А вот герцог Карл-Август Голштинский, епископ Любской епархии, при коем он служил камер-юнкером, специально приехал в Петербург, чтобы просить августейшей руки Елизаветы, и это было ею с благодарностью принято. Пимен от души радовался за своего патрона, ибо его обручение с Елизаветой состоялось, и все клонилось к свадьбе. И разве кто чаял, что венценосный жених через несколько недель, а именно 19 мая 1727 года, умрет от оспы и все расстроится? Впрочем, по словам Екатерины II, Елизавета «сохранила о [герцоге] трогательные воспоминания и давала тому доказательства всей семье этого принца». Дщерь Петрова уже более ни с кем и никогда не свяжет себя брачными узами, хотя ее сердце, жаждавшее удовольствий и любовных утех, редко оставалось свободным.

Придворный штат Карла-Августа был расформирован, и Пимен перешел на службу к его бывшей невесте Елизавете – гоф-фурьером.
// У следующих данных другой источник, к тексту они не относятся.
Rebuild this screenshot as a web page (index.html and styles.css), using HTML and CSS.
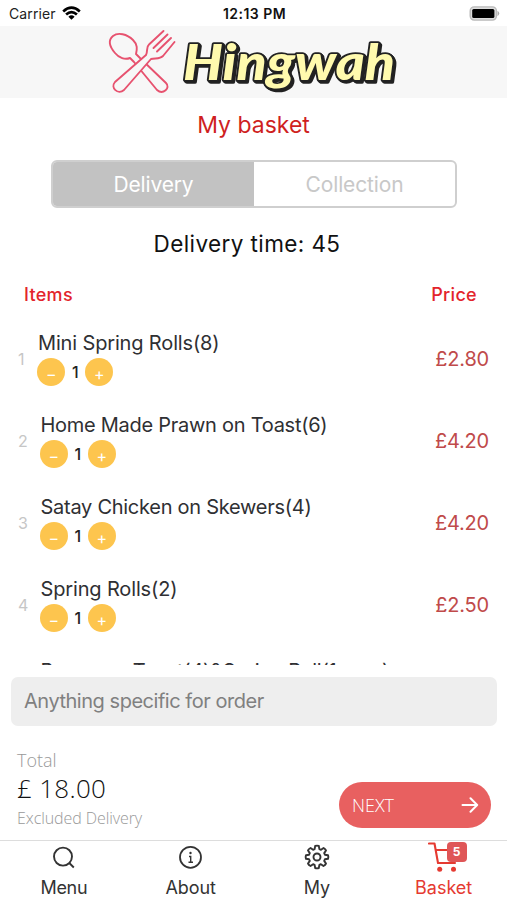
FILE: index.html
```html
<!DOCTYPE html>
<html lang="en">
<head>
<meta charset="utf-8">
<meta name="viewport" content="width=device-width, initial-scale=1">
<title>My basket</title>
<link rel="stylesheet" href="styles.css">
</head>
<body>
<div class="app">
  <div class="status">
    <div class="carrier"><span class="carrier-name">Carrier</span>
      <svg width="19" height="15" viewBox="0 0 19 15" fill="none" stroke="#000" stroke-width="2.7"><path d="M1.2 5.4Q9.5-2 17.8 5.4"/><path d="M4.1 8.5Q9.5 3.6 14.9 8.5"/><path d="M6.4 10.7Q9.5 8 12.6 10.7L9.5 13.8Z" fill="#000" stroke="none"/></svg>
    </div>
    <span class="clock">12:13 PM</span>
    <svg class="battery" width="31" height="15" viewBox="0 0 31 15"><rect x="1.2" y=".9" width="26.2" height="13.2" rx="4" fill="#ddd" stroke="#b9b9b9" stroke-width="1.4"/><rect x="3.2" y="3" width="22.2" height="9" rx="1.5" fill="#000"/><path d="M28.5 4.8Q32 7.5 28.5 10.2Z" fill="#aaa"/></svg>
  </div>

  <header class="brand">
    <svg width="310" height="72" viewBox="100 26 310 72">
      <g fill="#f7f7f7" stroke="#e7526f" stroke-width="1.9" stroke-linejoin="round" stroke-linecap="round">
        <path d="M113 36C118 32 127 34 133 40C138 45 137 49 136 54L141 59L166 83C171 88 163 95 157 90L134 62L130 58C125 60 119 58 115 53C109 46 108 40 113 36Z"/>
        <path d="M163.5 31L149 44.5C146 47 148 51 146 55L115 82C110 88 118 95 124 90L151 59C156 58 160 59 163 56L174.5 42"/>
        <path d="M167.5 34.5L153.5 48M171 38L157 51.5" fill="none"/>
      </g>
      <text class="wordmark" x="183" y="79.5" textLength="212" lengthAdjust="spacingAndGlyphs">Hingwah</text>
    </svg>
  </header>

  <h1 class="title">My basket</h1>

  <div class="segment">
    <div class="option selected"><span>Delivery</span></div>
    <div class="option"><span>Collection</span></div>
  </div>

  <p class="eta">Delivery time: 45</p>

  <div class="columns"><span>Items</span><span>Price</span></div>

  <div class="list">
    <div class="row first">
      <span class="index">1</span>
      <div class="item"><span class="name">Mini Spring Rolls(8)</span>
        <div class="stepper"><i class="btn">−</i><b>1</b><i class="btn">+</i></div></div>
      <span class="price">£2.80</span>
    </div>
    <div class="row">
      <span class="index">2</span>
      <div class="item"><span class="name long">Home Made Prawn on Toast(6)</span>
        <div class="stepper"><i class="btn">−</i><b>1</b><i class="btn">+</i></div></div>
      <span class="price">£4.20</span>
    </div>
    <div class="row">
      <span class="index">3</span>
      <div class="item"><span class="name long">Satay Chicken on Skewers(4)</span>
        <div class="stepper"><i class="btn">−</i><b>1</b><i class="btn">+</i></div></div>
      <span class="price">£4.20</span>
    </div>
    <div class="row">
      <span class="index">4</span>
      <div class="item"><span class="name">Spring Rolls(2)</span>
        <div class="stepper"><i class="btn">−</i><b>1</b><i class="btn">+</i></div></div>
      <span class="price">£2.50</span>
    </div>
    <div class="row">
      <span class="index"></span>
      <div class="item"><span class="name long">Prawn on Toast(4)&amp;Spring Roll(1 area)</span></div>
    </div>
  </div>

  <div class="note">Anything specific for order</div>

  <div class="summary">
    <div class="totals">
      <span class="label">Total</span>
      <span class="amount">£ 18.00</span>
      <span class="hint">Excluded Delivery</span>
    </div>
    <div class="next"><span>NEXT</span>
      <svg width="18" height="16" viewBox="0 0 18 16" fill="none" stroke="#fff" stroke-width="2" stroke-linecap="round" stroke-linejoin="round"><path d="M1.5 8H16M9.5 1.3L16.2 8L9.5 14.7"/></svg>
    </div>
  </div>

  <nav class="tabs">
    <div class="tab">
      <svg width="32" height="32" viewBox="0 0 32 32" fill="none" stroke="#333" stroke-width="1.9"><circle cx="16" cy="15.6" r="9"/><path d="M22.3 22L26.8 26.5"/></svg>
      <span class="t-menu">Menu</span>
    </div>
    <div class="tab">
      <svg width="32" height="32" viewBox="0 0 32 32" fill="none" stroke="#333" stroke-width="1.8"><circle cx="16.5" cy="16.3" r="10.5"/><path d="M15 15.5h1.7v5.5M14.5 21.2h4.5" stroke-width="1.4"/><circle cx="16.5" cy="12" r="1.2" fill="#333" stroke="none"/></svg>
      <span class="t-about">About</span>
    </div>
    <div class="tab">
      <svg width="32" height="32" viewBox="0 0 32 32" fill="none" stroke="#333" stroke-width="1.9" stroke-linejoin="round"><circle cx="16" cy="16" r="3.5"/><path d="M14.2 5Q16 4.3 17.8 5L18.4 8.1L20 8.8L22.6 7Q24.3 7.900 25 9.500L23.2 12.1L23.900 13.700L27 14.200Q27.700 16 27 17.800L23.900 18.300L23.200 19.900L25 22.500Q24.200 24.200 22.500 25L19.900 23.200L18.400 23.900L17.800 27Q16 27.700 14.200 27L13.600 23.900L12.100 23.200L9.500 25Q7.800 24.200 7 22.500L8.800 19.900L8.100 18.300L5 17.800Q4.300 16 5 14.200L8.100 13.700L8.800 12.100L7 9.500Q7.800 7.800 9.500 7L12.100 8.800L13.600 8.100Z"/></svg>
      <span class="t-my">My</span>
    </div>
    <div class="tab active">
      <div class="cart">
        <svg width="32" height="32" viewBox="0 0 32 32" fill="none" stroke="#e53a31" stroke-width="2.1" stroke-linecap="round" stroke-linejoin="round"><path d="M1 2.5H6.5L10 22H27M7.5 9H30L27 20"/><circle cx="11.7" cy="28.3" r="2.5" fill="#e53a31" stroke="none"/><circle cx="25.5" cy="28.3" r="2.5" fill="#e53a31" stroke="none"/></svg>
        <em class="badge">5</em>
      </div>
      <span class="t-basket">Basket</span>
    </div>
  </nav>
</div>
</body>
</html>
```

FILE: styles.css
```css
* { box-sizing: border-box; margin: 0; padding: 0; }
body { background: #fff; font-family: Inter, "Liberation Sans", sans-serif; }
svg { display: block; flex: none; }
span, b, i, em { white-space: nowrap; font-style: normal; }
.app { width: 507px; height: 900px; overflow: hidden; display: flex; flex-direction: column; background: #fff; }
.app > * { flex: none; }

.status { height: 26px; display: grid; grid-template-columns: 1fr auto 1fr; align-items: center; padding: 1px 7px 0 9px; }
.carrier { display: flex; align-items: center; gap: 6px; }
.carrier-name { font-size: 14px; color: #222; letter-spacing: 0.1px; }
.clock { font-size: 14px; font-weight: 600; color: #111; letter-spacing: 0.45px; }
.battery { justify-self: end; }

.brand { height: 72px; background: #f7f7f7; display: flex; padding-left: 100px; }
.wordmark { font-family: Lato, sans-serif; font-weight: 900; font-style: italic; font-size: 50px; fill: #fffaae; stroke: #222; stroke-width: 3.5px; stroke-linejoin: round; paint-order: stroke; filter: drop-shadow(1px 1px 0 #222) drop-shadow(1px 1.5px 0 #222); }

.title { height: 62px; line-height: 54px; text-align: center; font-size: 23px; font-weight: 400; color: #cf1f1f; letter-spacing: 0; }

.segment { width: 406px; height: 48px; margin-left: 51px; border: 2px solid #cfcfcf; border-radius: 6px; display: flex; overflow: hidden; }
.option { flex: 1; display: flex; align-items: center; justify-content: center; font-size: 21px; color: #c8c8c8; letter-spacing: -0.15px; }
.selected { background: #c2c2c2; color: #fff; }

.eta { height: 36px; margin-top: 18px; line-height: 36px; padding-right: 13px; text-align: center; font-size: 22.5px; color: #111; letter-spacing: 0.4px; }
.columns { height: 50px; line-height: 50px; display: flex; justify-content: space-between; padding: 0 30px 0 24px; font-size: 18px; font-weight: 500; color: #e3242b; letter-spacing: 0.3px; margin-top: 8px; }

.list { height: 345px; overflow: hidden; }
.row { height: 82px; display: flex; align-items: center; padding-right: 18px; }
.index { width: 40.5px; padding: 0 0 5px 18px; font-size: 16px; color: #c6c6c6; }
.first .index { width: 38px; }
.item { flex: 1; height: 82px; padding-top: 9px; }
.name { display: block; height: 29px; line-height: 28px; font-size: 20px; color: #2f3033; letter-spacing: -0.15px; }
.long { letter-spacing: -0.27px; }
.stepper { display: flex; align-items: center; height: 28px; margin-left: -0.6px; }
.btn { width: 28px; height: 28px; border-radius: 50%; background: #fdc54e; color: #fff; font-size: 16px; line-height: 32px; text-align: center; }
.stepper b { width: 20px; text-align: center; font-size: 16px; font-weight: 500; color: #222; }
.price { font-size: 20px; color: #c04a4a; letter-spacing: -0.2px; padding-bottom: 5px; }

.note { height: 49px; margin: 12px 10px 0 11px; border-radius: 7px; background: #eee; padding-left: 13px; line-height: 49px; font-size: 20px; color: #808080; letter-spacing: -0.47px; }

.summary { height: 115px; display: flex; justify-content: space-between; padding: 0 16px 0 17px; border-bottom: 1px solid #ddd; font-family: "Open Sans", sans-serif; font-weight: 300; }
.totals { display: flex; flex-direction: column; padding-top: 21px; }
.label { font-size: 18px; line-height: 26px; color: #999; }
.amount { font-size: 26px; line-height: 31px; color: #111; letter-spacing: 0.3px; }
.hint { font-size: 16px; line-height: 28px; color: #999; letter-spacing: -0.08px; }
.next { width: 152px; height: 46px; margin-top: 56px; border-radius: 23px; background: #e86060; color: #fff; display: flex; align-items: center; justify-content: space-between; padding: 0 12px 0 13px; font-size: 18px; }

.tabs { height: 59px; display: grid; grid-template-columns: repeat(4, 1fr); }
.tab { display: flex; flex-direction: column; align-items: center; color: #333; font-size: 18px; }
.tab > span { line-height: 30px; }
.t-menu { letter-spacing: -0.3px; padding-left: 1px; }
.t-about { letter-spacing: -0.1px; padding-left: 1px; }
.active { color: #e53a31; }
.cart { position: relative; width: 32px; height: 32px; }
.badge { position: absolute; left: 19px; top: 1px; width: 20px; height: 20px; border-radius: 4px; background: #df5657; color: #fff; font-size: 12px; font-weight: 700; line-height: 20px; text-align: center; }
```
Лялина называли «юный прелестный камер-паж», но цесаревна обратила на него внимание только после вынужденного расставания со своим долговременным фаворитом Алексеем Шубиным, в которого была пылко влюблена (ревнивая к чужому счастью царствующая императрица Анна Иоанновна сослала его на Камчатку). Тогда-то в ее жизни и появился Пимен. Согласно преданию, их случайный роман начался так: Лялин, одетый в щеголеватый матросский костюм, катал Елизавету на барке по Москве-реке и при этом лихо греб веслами, а та поощрительно смеялась.

Он впечатлил ее своей статью, ибо, по словам современников, был мужчиной видным, громадного роста, с отлично развитой мускулатурой. А если прибавить к сему галантность и искусство политеса Лялина, станет понятна его притягательность для придворных дам (которые, кстати, втайне завидовали цесаревне). И вот что удивительно: бравый вид сего гоф-фурьера побудил всесильного герцога Курляндского Эрнста Бирона, ценившего хорошую выправку, увеличить сумму на содержание Двора Елизаветы.

Пимену сходила с рук даже его невоздержность на язык, то, что он не церемонился в выражениях и резко отзывался о царедворцах, за что прослыл «опасным вольнодумцем». А все потому, что был надежно защищен цесаревной. А когда та взошла на российский престол, на Лялина словно пролился золотой дождь чинов, наград и званий. В 1743 году он получил звание подполковника и был пожалован в камер-юнкеры императрицы, а в 1751 году – в камергеры. Со временем Пимен Васильевич стал кавалером ордена Св. Александра Невского. Вдобавок к сему, он получил знатные поместья во Владимирской губернии и дом в Москве.

Возвышение Лялина стало костью в горле для многих придворных, обойденных наградами при Елизавете. Об этом свидетельствуют материалы так называемого «Лопухинского дела». Так, согласно одному извету, подполковник Иван Лопухин произнес такие хулительные слова: «Был я при Дворе принцессы Анны камер-юнкером в ранге полковничьем, а теперь определен в подполковники, и то не знаю куда; канальи Лялин и Сиверс в чины произведены; один из матросов, а другой из кофешенков за скверное дело». Иван Лопухин, вестимо, дело, был пытан и сослан, но поносил он Лялина совершенно облыжно, ибо есть свидетельства того, что помимо неоспоримых мужских достоинств, тот обладал и даром недюжинного организатора и службиста. Между прочим, он возглавил работу по розыску беглых крестьян и оставил о себе мнение как о начальнике исполнительном, добросовестном и несколько суровом. Особенно же ярко проявил себя на Брянщине, где возглавил следствие по делу крепостных помещиков Гончаровых, и, по данным историка Сергея Соловьева, составил для Правительствующего Сената экстракт, в коем толково изложил проступки и вину каждого беглеца.

Однако после возвращения из ссылки «сердечного друга» императрицы Алексея Шубина Пимен Васильевич получил отставку на романтическом фронте. Говорят, что разрыв с «веселой царицей» он переживал очень остро и возненавидел своего счастливого соперника. Впрочем, впоследствии он обзавелся семьей, а когда получил отставку по службе, провел последние годы вместе с супругой, Дарьей Матвеевной, в своем родовом имении. Иногда Лялин наезжал в Первопрестольную в свой дом, что стоял на месте бывших огородов Барашевской слободы, около церкви Иакова.

В 1754 году Пимена Лялина не стало. А вскоре благодетельная Елизавета, так щедро когда-то его одарившая и возвысившая, решила увековечить имя Лялина. Памятуя о том, что на Руси существовал давний обычай называть улицы городов по имени проживавших на них домовладельцев, монархиня повелела аттестовать район в Москве, где жительствовал герой ее кратковременного романа, Лялиной площадью и Лялиным переулком. Так они именуются и поныне. Правда, сегодня нежное, ласкающее слух название “Лялин” ни у кого уже не вызывает романических воспоминаний.